Information provided:
╔══

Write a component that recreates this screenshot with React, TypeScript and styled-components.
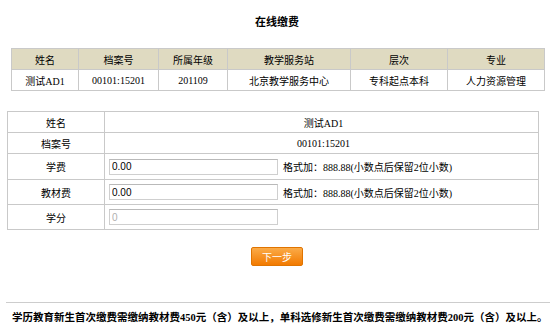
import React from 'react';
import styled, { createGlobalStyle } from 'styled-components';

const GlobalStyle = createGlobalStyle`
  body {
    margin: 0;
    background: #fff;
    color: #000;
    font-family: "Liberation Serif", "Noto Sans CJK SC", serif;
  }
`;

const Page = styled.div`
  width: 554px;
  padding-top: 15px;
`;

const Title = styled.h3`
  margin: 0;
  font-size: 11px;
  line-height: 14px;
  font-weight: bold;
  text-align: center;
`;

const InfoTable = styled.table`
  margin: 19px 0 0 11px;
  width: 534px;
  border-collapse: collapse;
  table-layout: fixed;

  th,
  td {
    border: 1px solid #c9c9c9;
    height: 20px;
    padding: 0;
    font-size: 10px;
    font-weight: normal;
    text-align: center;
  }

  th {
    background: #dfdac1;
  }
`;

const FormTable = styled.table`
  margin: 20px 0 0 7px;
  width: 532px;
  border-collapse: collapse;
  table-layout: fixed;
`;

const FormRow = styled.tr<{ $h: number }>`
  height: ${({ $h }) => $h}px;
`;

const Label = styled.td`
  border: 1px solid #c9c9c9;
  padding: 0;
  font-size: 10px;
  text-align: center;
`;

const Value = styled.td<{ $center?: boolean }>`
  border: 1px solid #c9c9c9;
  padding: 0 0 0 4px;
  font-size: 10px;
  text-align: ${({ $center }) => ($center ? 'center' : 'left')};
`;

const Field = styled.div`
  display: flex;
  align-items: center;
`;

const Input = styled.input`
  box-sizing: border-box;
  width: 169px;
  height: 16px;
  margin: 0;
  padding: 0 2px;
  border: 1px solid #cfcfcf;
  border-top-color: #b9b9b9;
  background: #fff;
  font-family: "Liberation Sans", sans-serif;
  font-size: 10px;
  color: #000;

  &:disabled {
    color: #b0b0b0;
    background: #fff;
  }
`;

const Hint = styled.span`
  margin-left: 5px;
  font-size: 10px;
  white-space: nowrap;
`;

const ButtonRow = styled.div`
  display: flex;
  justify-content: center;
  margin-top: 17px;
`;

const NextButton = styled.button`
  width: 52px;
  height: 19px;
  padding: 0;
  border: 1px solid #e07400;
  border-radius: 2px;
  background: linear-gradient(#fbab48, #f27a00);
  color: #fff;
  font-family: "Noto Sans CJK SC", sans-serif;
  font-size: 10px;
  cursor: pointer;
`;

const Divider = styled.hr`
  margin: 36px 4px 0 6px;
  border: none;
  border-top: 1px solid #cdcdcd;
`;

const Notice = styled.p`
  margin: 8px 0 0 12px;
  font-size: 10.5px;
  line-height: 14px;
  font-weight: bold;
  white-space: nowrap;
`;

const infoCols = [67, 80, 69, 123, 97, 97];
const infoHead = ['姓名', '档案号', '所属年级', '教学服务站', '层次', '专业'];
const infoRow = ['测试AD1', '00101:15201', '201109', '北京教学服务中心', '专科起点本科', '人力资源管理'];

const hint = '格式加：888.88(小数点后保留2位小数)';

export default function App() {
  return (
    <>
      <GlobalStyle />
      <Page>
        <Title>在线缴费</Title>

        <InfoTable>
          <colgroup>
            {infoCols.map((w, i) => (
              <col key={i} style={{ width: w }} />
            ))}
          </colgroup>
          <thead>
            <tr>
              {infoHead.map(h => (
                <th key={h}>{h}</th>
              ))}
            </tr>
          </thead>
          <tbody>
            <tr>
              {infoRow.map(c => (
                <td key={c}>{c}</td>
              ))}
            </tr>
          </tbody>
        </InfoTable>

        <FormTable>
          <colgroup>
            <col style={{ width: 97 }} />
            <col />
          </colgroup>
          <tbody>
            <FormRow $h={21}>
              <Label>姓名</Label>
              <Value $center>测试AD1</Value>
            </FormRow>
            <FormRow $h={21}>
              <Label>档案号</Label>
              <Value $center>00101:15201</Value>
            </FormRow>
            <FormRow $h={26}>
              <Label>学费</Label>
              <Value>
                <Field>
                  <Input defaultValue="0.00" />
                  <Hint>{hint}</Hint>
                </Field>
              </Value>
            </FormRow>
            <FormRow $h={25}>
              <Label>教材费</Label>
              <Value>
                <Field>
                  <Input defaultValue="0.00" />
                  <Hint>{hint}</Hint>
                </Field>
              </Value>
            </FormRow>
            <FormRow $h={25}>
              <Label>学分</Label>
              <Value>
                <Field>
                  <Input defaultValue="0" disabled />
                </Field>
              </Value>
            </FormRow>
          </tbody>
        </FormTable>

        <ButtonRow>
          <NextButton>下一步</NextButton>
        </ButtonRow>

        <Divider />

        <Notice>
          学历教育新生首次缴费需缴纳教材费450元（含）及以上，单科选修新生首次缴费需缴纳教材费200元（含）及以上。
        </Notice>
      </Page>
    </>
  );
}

╚══

What is required:
Show all lines above holding "React".

Final result:
Write a component that recreates this screenshot with React, TypeScript and styled-components.
import React from 'react';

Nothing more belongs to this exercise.